Omarska camp was a detention camp (also referred to as prison and concentration camp) in Omarska mining town near Prijedor in northern Bosnia and Herzegovina during the Bosnian War from 1992 to 1995. The camp existed from about 25 May to about 30 August, 1992, where forces of Republika Srpska (RS) collected and confined more than 3,000 Bosniaks and Bosnian Croats from the municipality of Prijedor. It was officially termed an investigation centre and the detainees were accused by the Serbs for alleged "paramilitary activities". According to ICTY prosecutor the RS forces killed, raped, sexually assaulted, beat and otherwise mistreated the prisoners at Omarska. The objective of the camp was the permanent removal by force of non-Serb inhabitants from the territory of the planned Serbian state (Republika Srpska).

There are however conflicting information about how many people were killed at this camp. According to U.S. State Department and other Western officials between 4,000 and 5,000 persons were killed at Omarska.
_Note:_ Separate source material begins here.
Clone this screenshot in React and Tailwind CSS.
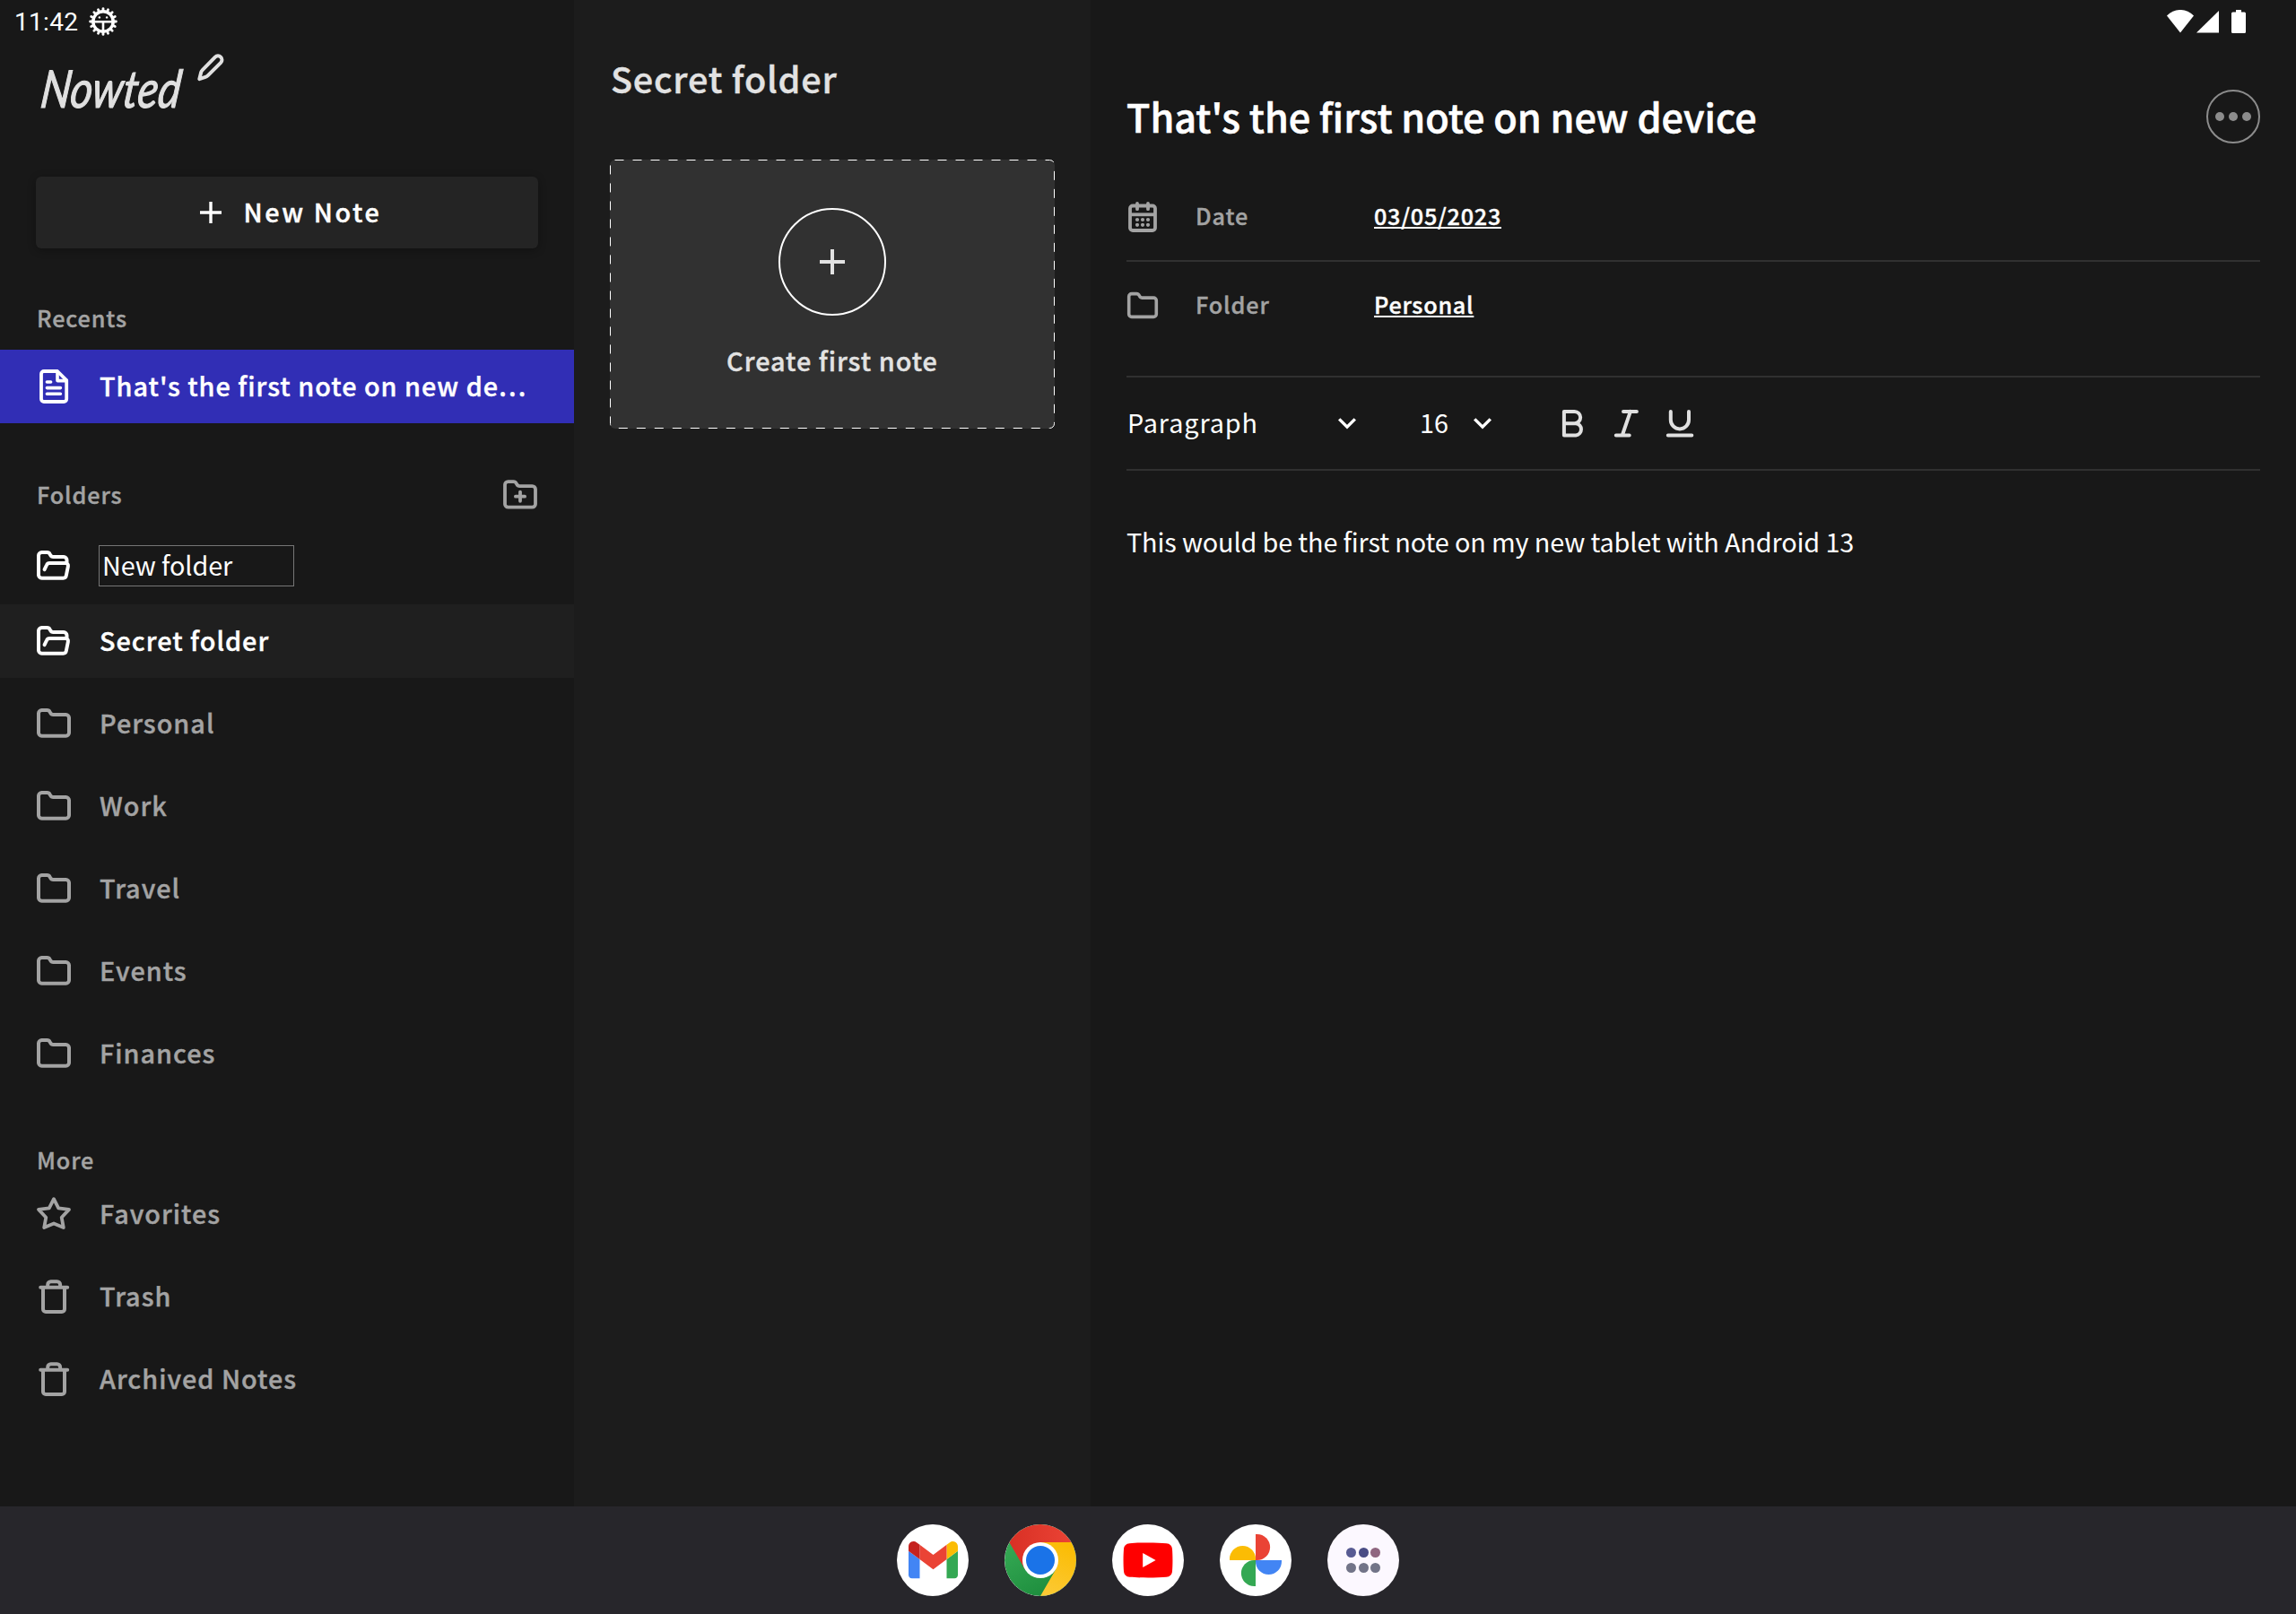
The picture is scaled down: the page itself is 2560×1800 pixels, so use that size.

After the war two mass graves were found near and related to killings at Omarska counting total of 773 bodies. In Prijedor region a total of 62 mass grave sites were uncovered after the war many of which are associated with killings at the Omarska camp. According to many testimonies by the survivors of the camp and due to large number of still missing persons from this region above estimates are not entirely impossible.

Background

File:Omarska 1.jpg
Omarska camp

In May, 1992, intensive shelling of Bosniak areas in the municipality Prijedor caused the Bosniak residents to flee their homes. The majority of them surrendered or were captured by RS forces. As the RS forces rounded up the Bosniak and Bosnian Croat residents, they forced them to march in columns bound for one or another of the prison camps that the RS had established in the municipality. The RS forces pulled many of the detainees from the columns and shot or beat them on the spot.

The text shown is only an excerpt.